Nun sollen Videoaufnahmen zeigen, dass er Vergne dabei unter Gelben Flaggen bzw. entsprechenden Lichtsignalen überholt hat.In einem weiteren Video, für alle im weltweiten Netz zugänglich, soll aber ein Streckenposten schon vor dem Manöver die Grünen Flaggen geschwenkt haben, die die Gelbphase wieder aufheben. Im RB8-Boliden von Vettel leuchten aber offenbar weiter die gelben Lampen. Es gab also widersprüchliche Flaggen- und Leuchtsignale, damit wäre dann kein erfolgreicher Einspruch gegen Vettels sechsten Platz möglich. Manche vermuten, dass Alonso hinter einem möglichen Protest steckt. "Ich brauche keine Wunder, ich mache meine Wunder mit richtigen Gesetzen", hatte Alonso jüngst getwittert und sämtliche Spekulationen um einen Protest in Fahrt gebracht.
Whiting nimmt Stellung
FIA-Rennleiter Charlie Whiting äußerte sich gegenüber der Online-Ausgabe von auto motor und sport zu den Vorwürfen gegen Vettel. Laut dem 60-jährigen Engländer habe sich der Champion nichts zuschulden kommen lassen.

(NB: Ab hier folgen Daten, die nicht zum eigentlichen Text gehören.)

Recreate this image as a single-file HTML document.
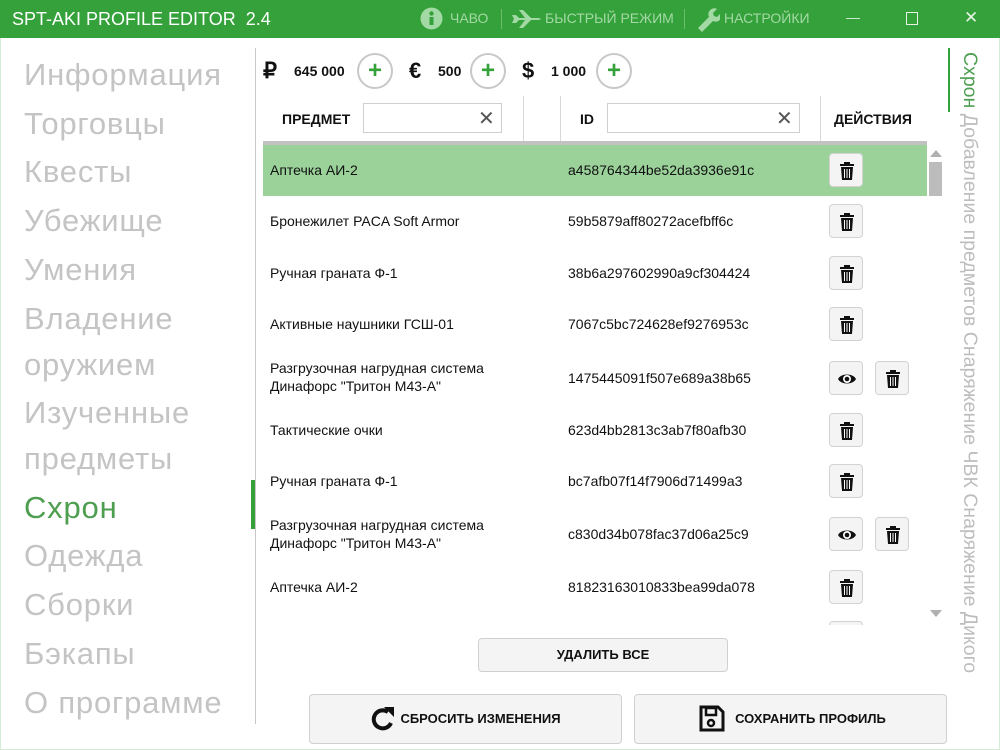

"Wenn die Ampeln nicht an den Flaggenposten installiert sind, dann gilt für den Fahrer das erste Signal, das gezeigt wird. Wird also eine gelbe Flagge geschwenkt und etwas später blinkt die Ampel gelb, dann beginnt das Überholverbot bereits bei der Flagge. Umgekehrt gilt das auch für grünes Licht", erklärte Whiting die Regeln. "In Vettels Fall wurde zwischen der letzten gelben Ampel und der grünen Ampel eine grüne Flagge geschwenkt. Der Abstand beträgt hier 350 Meter. Vettel hat auf die Flagge reagiert und alles richtig gemacht."
Das bestätigten auch die offiziellen GPS-Streckengrafiken des Rennens, die auto motor und sport vorliegen und die die Zeitschrift online veröffentlichte (hier). Danach hat Vettel Vergne eindeutig erst nach der grünen Flagge überholt.